Level 4 is achieved by students who have demonstrated:

  • Knowledge of the underlying concepts and principles associated with their area(s) of study, and an ability to evaluate and interpret these within the context of that area of study.

  • an ability to present, evaluate and interpret qualitative and quantitative data, in order to develop lines of argument and make sound judgements in accordance with basic theories and concepts of their subject(s) of study.


Students who achieve at Level 4 will be able to:

  • Evaluate the appropriateness of different approaches to solving problems related to their area(s) of study and/or work.

  • Communicate the results of their study/work accurately and reliably, and with structured and coherent arguments

  • Undertake further training and develop new skills within a structured and managed environment.


Students who achieve at Level 4 will have:

  • The qualities and transferable skills necessary for employment requiring the exercise of some personal responsibility.

  • Students who achieve at Level 4 will have a sound knowledge of the basic concepts of a subject, and will have learned how to take different approaches to solving problems.

  • They will be able to communicate accurately and will have the qualities needed for employment requiring the exercise of some personal responsibility.

  • Students who achieve at Level 4 should have the ability to progress to Level 5 study.

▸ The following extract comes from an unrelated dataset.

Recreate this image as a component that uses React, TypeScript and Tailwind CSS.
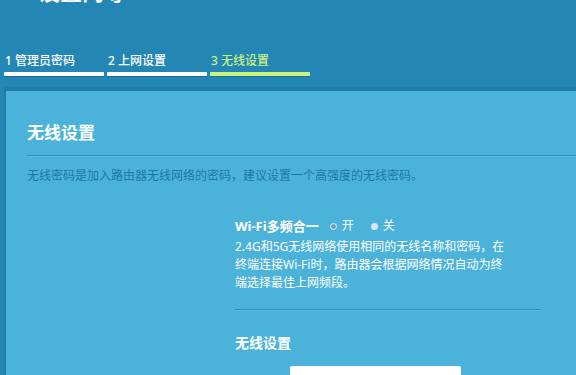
import React from 'react';

const steps = [
  { n: 1, label: '管理员密码', done: true },
  { n: 2, label: '上网设置', done: true },
  { n: 3, label: '无线设置', active: true },
];

export default function App() {
  return (
    <div
      className="w-[576px] h-[375px] overflow-hidden bg-[#2486b4] text-white"
      style={{ fontFamily: '"Noto Sans", "Noto Sans CJK SC", sans-serif' }}
    >
      <div className="h-[5px] overflow-hidden">
        <div className="-mt-[23px] pl-[6px] text-[22px] font-bold leading-[28px] text-white">TP 设置向导</div>
      </div>

      {/* wizard steps */}
      <div className="mt-[48px] flex pl-[4px]">
        {steps.map(s => (
          <div key={s.n} className="w-[103px] flex flex-col">
            <div
              className={
                s.active
                  ? 'pl-[1px] text-[12px] font-medium leading-[16px] text-[#c9f17e] whitespace-nowrap'
                  : 'pl-[1px] text-[12px] font-medium leading-[16px] text-white whitespace-nowrap'
              }
            >
              {s.n} {s.label}
            </div>
            <div
              className={
                s.active
                  ? 'mt-[3px] mr-[3px] h-[4px] rounded-[1px] bg-[#cdf37f] shadow-[0_1px_0_#1a6f98]'
                  : 'mt-[3px] mr-[3px] h-[4px] rounded-[1px] bg-white shadow-[0_1px_0_#1a6f98]'
              }
            />
          </div>
        ))}
      </div>

      {/* panel */}
      <div className="mt-[11px] ml-[4px] h-[300px] border-t-[4px] border-l-[2px] border-[#1f7dab] bg-[#4bb3da]">
        <div className="pt-[31px] pl-[21px]">
          <div className="text-[17px] font-bold leading-[22px] text-white">无线设置</div>
          <div className="mt-[11px] h-[2px] border-t border-[#2c8fbc] bg-[#5bbde0]" />
          <div className="mt-[10px] text-[12px] leading-[18px] text-[#1c79a7] whitespace-nowrap">
            无线密码是加入路由器无线网络的密码，建议设置一个高强度的无线密码。
          </div>
        </div>

        <div className="mt-[32px] ml-[229px] w-[305px]">
          <div className="flex items-center text-[13px] leading-[18px]">
            <span className="font-bold">Wi-Fi多频合一</span>
            <span className="ml-[11px] w-[7px] h-[7px] rounded-full border-[1.5px] border-[#e4eef3] bg-[#6f9fb6]" />
            <span className="ml-[5px] text-[12px]">开</span>
            <span className="ml-[17px] w-[7px] h-[7px] rounded-full bg-[#d9e6ec]" />
            <span className="ml-[5px] text-[12px]">关</span>
          </div>
          <div className="mt-[3px] text-[12px] leading-[18px] whitespace-nowrap">
            2.4G和5G无线网络使用相同的无线名称和密码，在
            <br />
            终端连接Wi-Fi时，路由器会根据网络情况自动为终
            <br />
            端选择最佳上网频段。
          </div>
          <div className="mt-[17px] h-[2px] border-t border-[#2c8fbc] bg-[#5bbde0]" />
          <div className="mt-[23px] text-[14px] font-bold leading-[18px]">无线设置</div>
          <div className="mt-[14px] ml-[55px] w-[171px] h-[24px] rounded-[2px] bg-white" />
        </div>
      </div>
    </div>
  );
}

Generic Assessment Criteria at Level 4

The criteria set out here in relation to essays and oral presentations are in accordance with the requirements of Level 4 study at Cornwall College. Students successfully completing their course of study at Level 4 should have knowledge of the underlying concepts and principles in relation to their areas of study, and an ability to evaluate and interpret these within context.
Students should also display the ability to present, evaluate, and interpret data in order to develop coherent argument and make sound judgements in accordance with theories and concepts of their subject of study.